Penalties of up to £500,000 (ICO) and unlimited fines (FSA)
The level of penalty at £50,000 in itself is not that high. The ICO can issue penalties of up to £500,000 for serious breaches of the Act, including for example its data accuracy and security principles. A serious breach is either deliberate or one where the data controller (in this case, the FS organisation) knew or ought to have known of the risk and that such a breach would be likely to cause substantial damage or substantial distress to the data subject concerned (in this case, the customer) and failed to take reasonable steps to prevent the breach. The level of penalty takes into account remedial action by Prudential Assurance, its cooperation with the ICO and the fact that only two customers were involved.
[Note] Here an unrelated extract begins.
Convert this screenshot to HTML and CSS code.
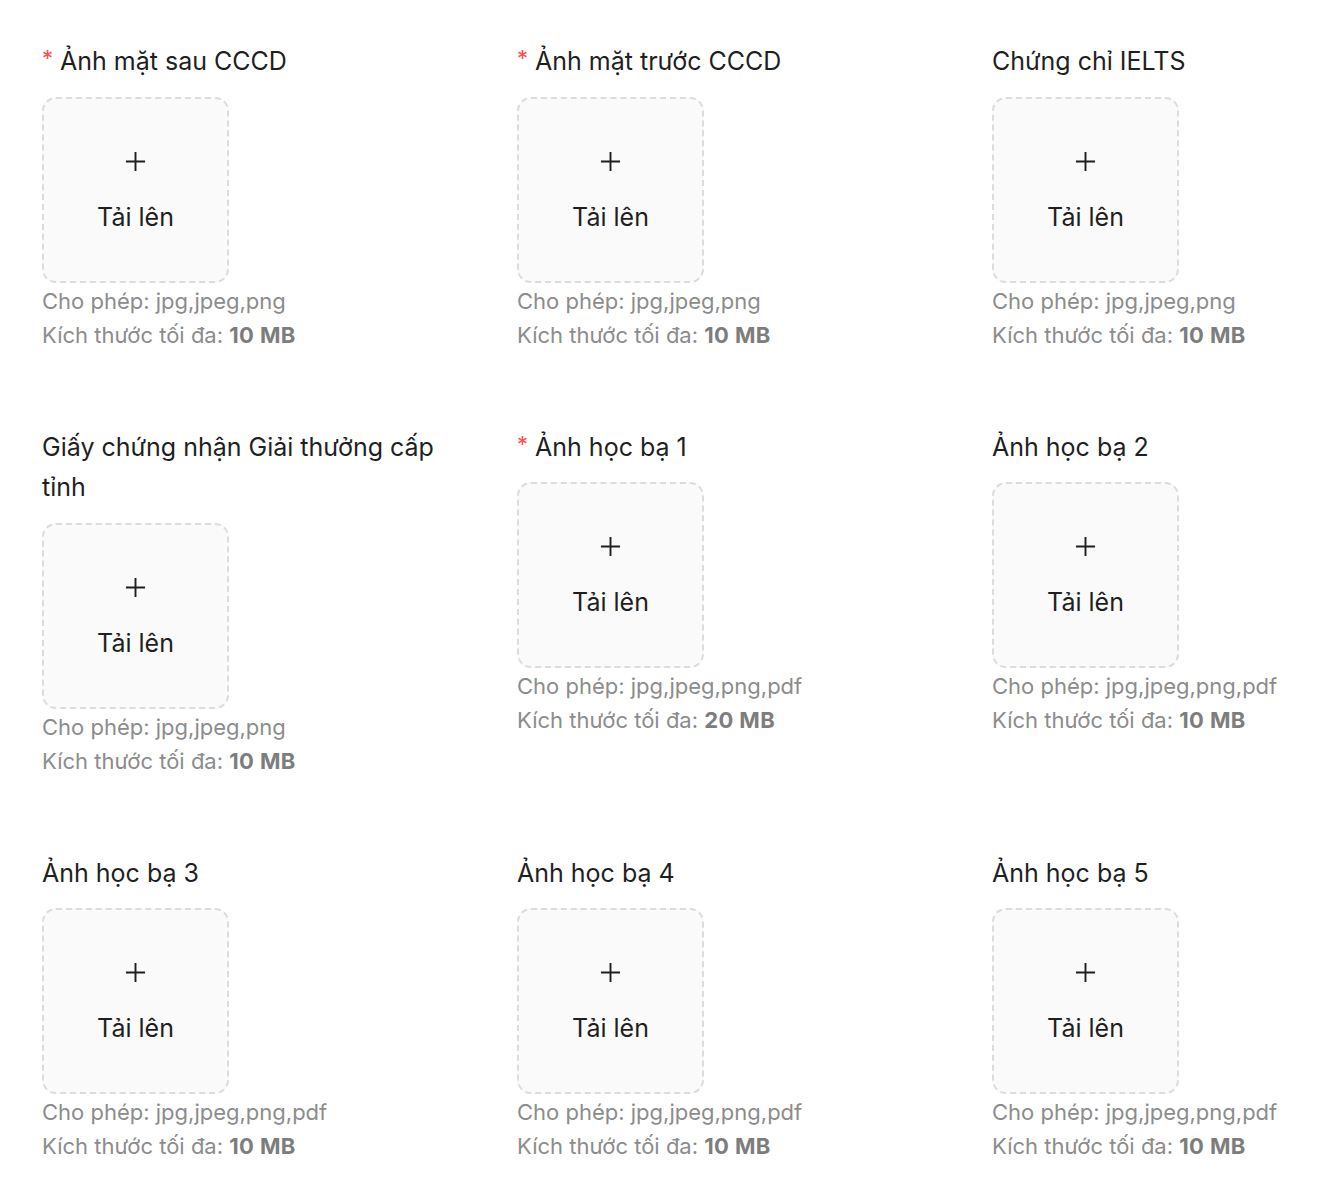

The ICO is not afraid to issue higher penalties where it sees fit, or indeed where it wants to “make a point”. In June 2012 a security breach by Brighton and Sussex NHS Trust involving Sensitive Personal Data of staff and patients resulted in a £325,000 penalty. Note the ICO’s comment in the Prudential Assurance penalty notice before mitigating factors were considered: “[There are] sufficient financial resources to pay a monetary penalty up to the maximum without causing undue financial hardship to [Prudential.]” Whilst the Financial Services Authority (“FSA”) did not take action against Prudential Assurance in this case, it is empowered to issue unlimited fines for breaches of its rules and regulations including those involving use of customer data. As we have seen with data security breaches, levels of monetary penalties are likely to increase as the ICO’s patience wears thin.
A warning to FS organisations – are you next in line?
It is not difficult to appreciate that the accuracy of customer data may be compromised in large organisations and that warnings may be missed. Indeed, it would be imprudent to dismiss this as rare set of facts and a scenario faced only by Prudential Assurance. The ICO’s statements might easily apply to a number of FS organisations which know or ought to know of the risk that customer records could be mixed up.
The lessons are that security of customer data is not the only issue to be concerned about and that it is vital to guard against errors involving customer accounts, which must not be permitted to persist upon discovery.
For those reading this briefing and thinking “there but for the grace...go I”, proactive steps to take include asking some basic questions internally. Does your organisation have checks and balances to guard against this type of error? Are your staff trained periodically on how to handle customer data in particular to appreciate that data accuracy is paramount and must be preserved? Do you have an audit trail to back-up your assertions to your customers about data accuracy, security and the professionalism and expertise of your staff who handle customer data? Prudential Assurance has learned from its mistakes. Take steps now to guard against the same.